No transcript is known to survive, but it is reasonable to assume that when a mob of white men lynched a black man named Sam Hose, cut off his fingers, ears and genitals and skinned his face in 1899, they used the N-word.
Similarly, though there's no recording of the attack, it's likely that when a pregnant black woman named Mary Turner had her fetus slashed out of her, then stomped to death by a white mob in 1918, the N-word was there.
By contrast with Hose and Turner, 23-year-old Glenn Moore got off easy. He was only beaten with a baseball bat last year in the Howard Beach neighborhood of Queens, N.Y. His principal attacker, 19-year-old Nicholas Minucci, admits using the N-word while teeing off on Moore in the dark hours of a late June morning.
The question a jury must decide is: Does that make this a hate crime? If jurors find the attack was indeed motivated by bigotry, the law provides that harsher penalties can be leveled against Minucci.
No such statute existed during the lifetimes of Turner and Hose, but if it had, it's doubtful anyone would have been conflicted over calling their murders hate crimes. But things have changed since then.
It is defense attorney Albert Gaudelli's rather novel contention that a white man beating a black one with a bat while using the most noxious of racial epithets is not prima facie evidence of racial hatred. As he told prospective jurors when the trial began just over two weeks ago, the N-word is used all the time in rap music and among young people as a friendly greeting. The word has changed, he said.
"At one time, it had only one meaning, as a pejorative term, but today it means many things," he told them. And he added, "The word in and of itself does not establish bias. Does everyone agree with that?" According to a reporter, the would-be jurors murmured "faint agreement."
Tellingly, Gaudelli never actually uttered this harmless word himself.
If you are looking for angels in this case, by the way, you do so in vain. The alleged victim was reportedly in the neighborhood with a group of friends looking for a car to steal. And the alleged attacker is a real piece of work: Convicted of shooting paintballs at a group of Sikhs on Sept. 11, 2001, charged in the 2002 stabbing of a Queens teenager. Unemployed, but an associate of the notorious Gotti family, he roams the streets of Howard Beach in a $60,000 Cadillac Escalade.
The neighborhood, of course, is already notorious in racial lore as the place a black man fled into traffic 20 years ago to escape a racial attack. He was killed by a car.
But if the 1986 incident spoke to the endurance and intransigence of urban racism, this latest episode speaks with equal clarity to the harm blacks - younger ones in particular - have done their own interests in the last two decades. Not to put too fine a point on it, but something is profoundly awry when it can be argued with a straight face that a white man beating a black man with a bat while calling him the N-word does not constitute racism.
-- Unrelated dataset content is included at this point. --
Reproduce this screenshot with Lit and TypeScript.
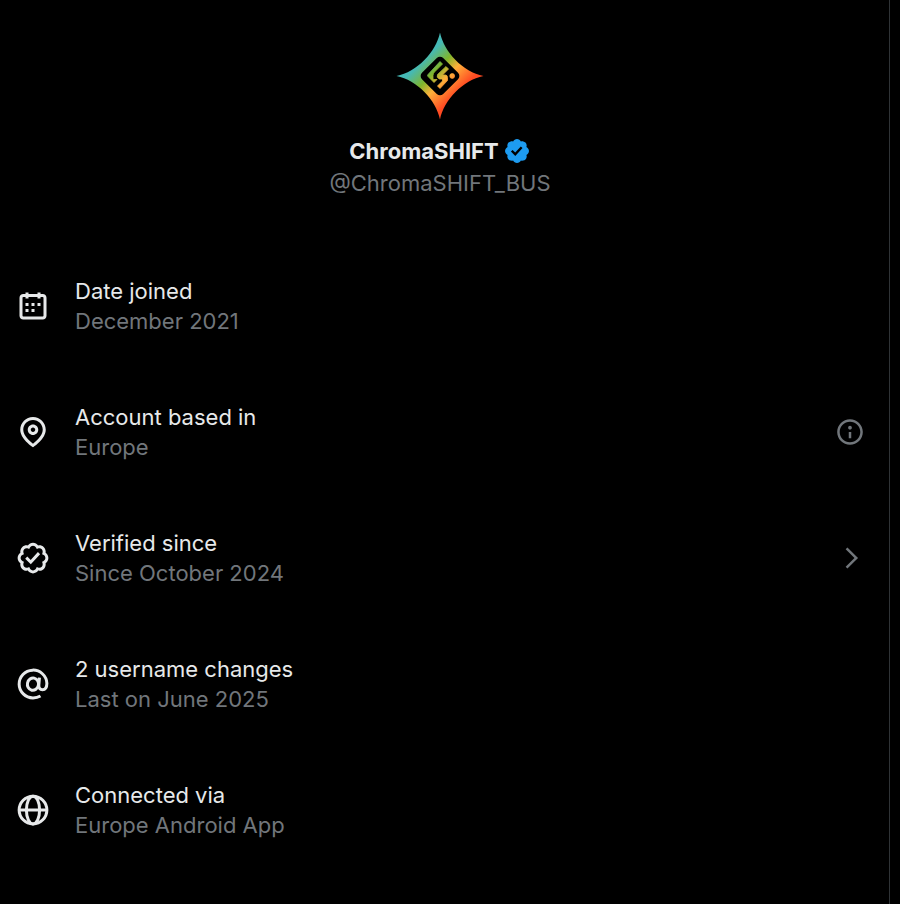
import { LitElement, html, css, svg, nothing, type TemplateResult } from "lit";
import { customElement } from "lit/decorators.js";

const calendarIcon = svg`<path d="M7 4V3h2v1h6V3h2v1h1.5C19.89 4 21 5.12 21 6.5v12c0 1.38-1.11 2.5-2.5 2.5h-13C4.12 21 3 19.88 3 18.5v-12C3 5.12 4.12 4 5.5 4H7zm0 2H5.5c-.27 0-.5.22-.5.5v12c0 .28.23.5.5.5h13c.28 0 .5-.22.5-.5v-12c0-.28-.22-.5-.5-.5H17v1h-2V6H9v1H7V6zm0 6h2v-2H7v2zm0 4h2v-2H7v2zm4-4h2v-2h-2v2zm0 4h2v-2h-2v2zm4-4h2v-2h-2v2z"/>`;
const pinIcon = svg`<path d="M12 7c-1.93 0-3.5 1.57-3.5 3.5S10.07 14 12 14s3.5-1.57 3.5-3.5S13.93 7 12 7zm0 5c-.827 0-1.5-.673-1.5-1.5S11.173 9 12 9s1.5.673 1.5 1.5S12.827 12 12 12zm0-10c-4.687 0-8.5 3.813-8.5 8.5 0 5.967 7.621 11.116 7.945 11.332l.555.37.555-.37c.324-.216 7.945-5.365 7.945-11.332C20.5 5.813 16.687 2 12 2zm0 17.77c-1.665-1.241-6.5-5.196-6.5-9.27C5.5 6.916 8.416 4 12 4s6.5 2.916 6.5 6.5c0 4.073-4.835 8.028-6.5 9.27z"/>`;
const sealIcon = svg`<path d="M8.52 3.59c.8-1.1 2.04-1.84 3.48-1.84s2.68.74 3.49 1.84c1.34-.21 2.74.14 3.76 1.16s1.37 2.42 1.16 3.77c1.1.8 1.84 2.04 1.84 3.48s-.74 2.68-1.84 3.48c.21 1.34-.14 2.75-1.16 3.77s-2.42 1.37-3.76 1.16c-.8 1.1-2.05 1.84-3.49 1.84s-2.68-.74-3.48-1.84c-1.34.21-2.75-.14-3.77-1.16-1.01-1.02-1.37-2.42-1.16-3.77-1.09-.8-1.84-2.04-1.84-3.48s.75-2.68 1.84-3.48c-.21-1.35.14-2.75 1.16-3.77s2.43-1.37 3.77-1.16zm3.48.16c-.85 0-1.66.53-2.12 1.43l-.38.77-.82-.27c-.96-.32-1.91-.12-2.51.49-.6.6-.8 1.54-.49 2.51l.27.81-.77.39c-.9.46-1.43 1.27-1.43 2.12s.53 1.66 1.43 2.12l.77.39-.27.81c-.31.97-.11 1.91.49 2.51.6.61 1.55.81 2.51.49l.82-.27.38.77c.46.9 1.27 1.43 2.12 1.43s1.66-.53 2.12-1.43l.39-.77.82.27c.96.32 1.9.12 2.51-.49.6-.6.8-1.55.48-2.51l-.26-.81.76-.39c.91-.46 1.43-1.27 1.43-2.12s-.52-1.66-1.43-2.12l-.77-.39.27-.81c.32-.97.12-1.91-.48-2.51-.61-.61-1.55-.81-2.51-.49l-.82.27-.39-.77c-.46-.9-1.27-1.43-2.12-1.43zm4.74 5.68l-6.2 6.77-3.74-3.74 1.41-1.42 2.26 2.26 4.8-5.23 1.47 1.36z"/>`;
const atIcon = svg`<g fill="none" stroke="currentColor" stroke-width="2"><path d="M17 20Q14.8 21.25 12 21.25A9.25 9.25 0 1 1 21.25 11.5C21.25 14.3 20.1 15.8 18.3 15.8C16.7 15.8 15.7 14.7 15.9 12.6L16.3 7.8"/><ellipse cx="12" cy="12.1" rx="3.7" ry="4.1" transform="rotate(12 12 12)"/></g>`;
const globeIcon = svg`<g fill="none" stroke="currentColor" stroke-width="2"><circle cx="12" cy="12" r="9.25"/><ellipse cx="12" cy="12" rx="4.4" ry="9.25"/><path d="M2.75 12h18.5"/></g>`;
const infoIcon = svg`<path d="M13.5 8.5c0 .83-.67 1.5-1.5 1.5s-1.5-.67-1.5-1.5S11.17 7 12 7s1.5.67 1.5 1.5zM13 17v-5h-2v5h2zm-1 5.25c5.66 0 10.25-4.59 10.25-10.25S17.66 1.75 12 1.75 1.75 6.34 1.75 12 6.34 22.25 12 22.25zM20.25 12c0 4.56-3.69 8.25-8.25 8.25S3.75 16.56 3.75 12 7.44 3.75 12 3.75s8.25 3.69 8.25 8.25z"/>`;
const chevronIcon = svg`<path d="M15.586 12L8.543 4.96l1.414-1.42L18.414 12l-8.457 8.46-1.414-1.42L15.586 12z"/>`;

interface Fact {
  icon: TemplateResult<2>;
  title: string;
  detail: string;
  action?: { label: string; icon: TemplateResult<2> };
}

const facts: Fact[] = [
  { icon: calendarIcon, title: "Date joined", detail: "December 2021" },
  { icon: pinIcon, title: "Account based in", detail: "Europe", action: { label: "About this location", icon: infoIcon } },
  { icon: sealIcon, title: "Verified since", detail: "Since October 2024", action: { label: "Verification details", icon: chevronIcon } },
  { icon: atIcon, title: "2 username changes", detail: "Last on June 2025" },
  { icon: globeIcon, title: "Connected via", detail: "Europe Android App" },
];

@customElement("app-root")
export class AppRoot extends LitElement {
  static styles = css`
    :host {
      display: block;
      min-height: 100vh;
      box-sizing: border-box;
      padding-right: 10px;
      background: #000;
      color: #e7e9ea;
      font: 22px/30px Inter, "Liberation Sans", sans-serif;
    }
    .column {
      min-height: 100vh;
      box-sizing: border-box;
      padding-right: 9px;
      border-right: 1px solid #2f3336;
    }
    .profile {
      display: flex;
      flex-direction: column;
      align-items: center;
      padding-top: 30px;
    }
    .avatar {
      width: 92px;
      height: 92px;
    }
    .name {
      display: flex;
      align-items: center;
      gap: 4px;
      margin: 14px 0 0;
      font-size: 22px;
      line-height: 30px;
      font-weight: 700;
    }
    .badge {
      width: 28px;
      height: 28px;
      fill: #1d9bf0;
    }
    .handle {
      margin: 2px 0 0;
      color: #71767b;
    }
    .facts {
      list-style: none;
      margin: 48px 0 0;
      padding: 0;
    }
    .fact {
      display: flex;
      align-items: center;
      gap: 24px;
      padding: 30px 15px 36px;
    }
    .icon {
      flex: none;
      width: 36px;
      height: 36px;
      fill: currentColor;
    }
    .text {
      flex: 1;
      min-width: 0;
    }
    .title,
    .detail {
      margin: 0;
    }
    .detail {
      color: #71767b;
    }
    .action {
      display: flex;
      padding: 0;
      border: 0;
      background: none;
      color: #71767b;
      cursor: pointer;
    }
    .small {
      width: 30px;
      height: 30px;
      fill: currentColor;
    }
  `;

  render() {
    return html`
      <main class="column">
        <header class="profile">
          <svg class="avatar" viewBox="0 0 92 92" role="img" aria-label="ChromaSHIFT logo">
            <defs>
              <linearGradient id="spectrum" gradientUnits="userSpaceOnUse" x1="22" y1="22" x2="70" y2="70">
                <stop offset="0.16" stop-color="#45b9b6" />
                <stop offset="0.4" stop-color="#7fb52c" />
                <stop offset="0.58" stop-color="#ffb03a" />
                <stop offset="0.86" stop-color="#ff4a22" />
              </linearGradient>
            </defs>
            <path fill="url(#spectrum)" d="M46 2.5C50 22 69 42 89.5 46C69 50 50 70 46 89.5C42 70 23 50 2.5 46C23 42 42 22 46 2.5Z" />
            <rect x="31" y="31" width="30" height="30" rx="4.5" transform="rotate(45 46 46)" />
            <g fill="url(#spectrum)" stroke="url(#spectrum)" stroke-width="0.8" stroke-linejoin="round">
              <path d="M46 31.5L48.5 34L40.5 42Q39 43.5 39 45.5V48.5Q39 49.5 40 49.5H43L40 52.5L34 46.5Q33 45.5 34 44.5Z" />
              <path d="M52 36.5L54.5 39L48.5 45H51.5Q53.5 45.2 53.5 47.5V50.5L46 58.5L43.5 56L48.5 51V49H45.5Q42 47.5 43.5 44.5Z" />
              <circle cx="58.2" cy="46" r="2.4" />
            </g>
          </svg>
          <h1 class="name">
            ChromaSHIFT
            <svg class="badge" viewBox="0 0 22 22" role="img" aria-label="Verified account">
              <path d="M20.396 11c-.018-.646-.215-1.275-.57-1.816-.354-.54-.852-.972-1.438-1.246.223-.607.27-1.264.14-1.897-.131-.634-.437-1.218-.882-1.687-.47-.445-1.053-.75-1.687-.882-.633-.13-1.29-.083-1.897.14-.273-.587-.704-1.086-1.245-1.44S11.647 1.62 11 1.604c-.646.017-1.273.213-1.813.568s-.969.854-1.24 1.44c-.608-.223-1.267-.272-1.902-.14-.635.13-1.22.436-1.69.882-.445.47-.749 1.055-.878 1.688-.13.633-.08 1.29.144 1.896-.587.274-1.087.705-1.443 1.245-.356.54-.555 1.17-.574 1.817.02.647.218 1.276.574 1.817.356.54.856.972 1.443 1.245-.224.606-.274 1.263-.144 1.896.13.634.433 1.218.877 1.688.47.443 1.054.747 1.687.878.633.132 1.29.084 1.897-.136.274.586.705 1.084 1.246 1.439.54.354 1.17.551 1.816.569.647-.016 1.276-.213 1.817-.567s.972-.854 1.245-1.44c.604.239 1.266.296 1.903.164.636-.132 1.22-.447 1.68-.907.46-.46.776-1.044.908-1.681s.075-1.299-.165-1.903c.586-.274 1.084-.705 1.439-1.246.354-.54.551-1.17.569-1.816zM9.662 14.85l-3.429-3.428 1.293-1.302 2.072 2.072 4.4-4.794 1.347 1.246z" />
            </svg>
          </h1>
          <p class="handle">@ChromaSHIFT_BUS</p>
        </header>
        <ul class="facts">
          ${facts.map(
            (fact) => html`
              <li class="fact">
                <svg class="icon" viewBox="0 0 24 24" aria-hidden="true">${fact.icon}</svg>
                <div class="text">
                  <p class="title">${fact.title}</p>
                  <p class="detail">${fact.detail}</p>
                </div>
                ${fact.action
                  ? html`<button class="action" type="button" aria-label=${fact.action.label}>
                      <svg class="small" viewBox="0 0 24 24" aria-hidden="true">${fact.action.icon}</svg>
                    </button>`
                  : nothing}
              </li>
            `
          )}
        </ul>
      </main>
    `;
  }
}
It emphatically does, but the very fact that Gaudelli was not hooted out of the courtroom is evidence of how muddied the waters have been made by a generation of black people with little historical memory and, one could argue, less racial pride.
Their argument has always been that for them, the term no longer means what it once did. As if they can unilaterally wash clean a word that has been filthy for four centuries.
Sam Hose and Mary Turner would find that hubris hard to swallow, having died with the N-word in their ears. But then, they were of a generation that understood language to have meaning and consequence.
This generation would have us believe you can speak poison without any effect. Which is pathetic. But what's worse is, they're now being taken at their word.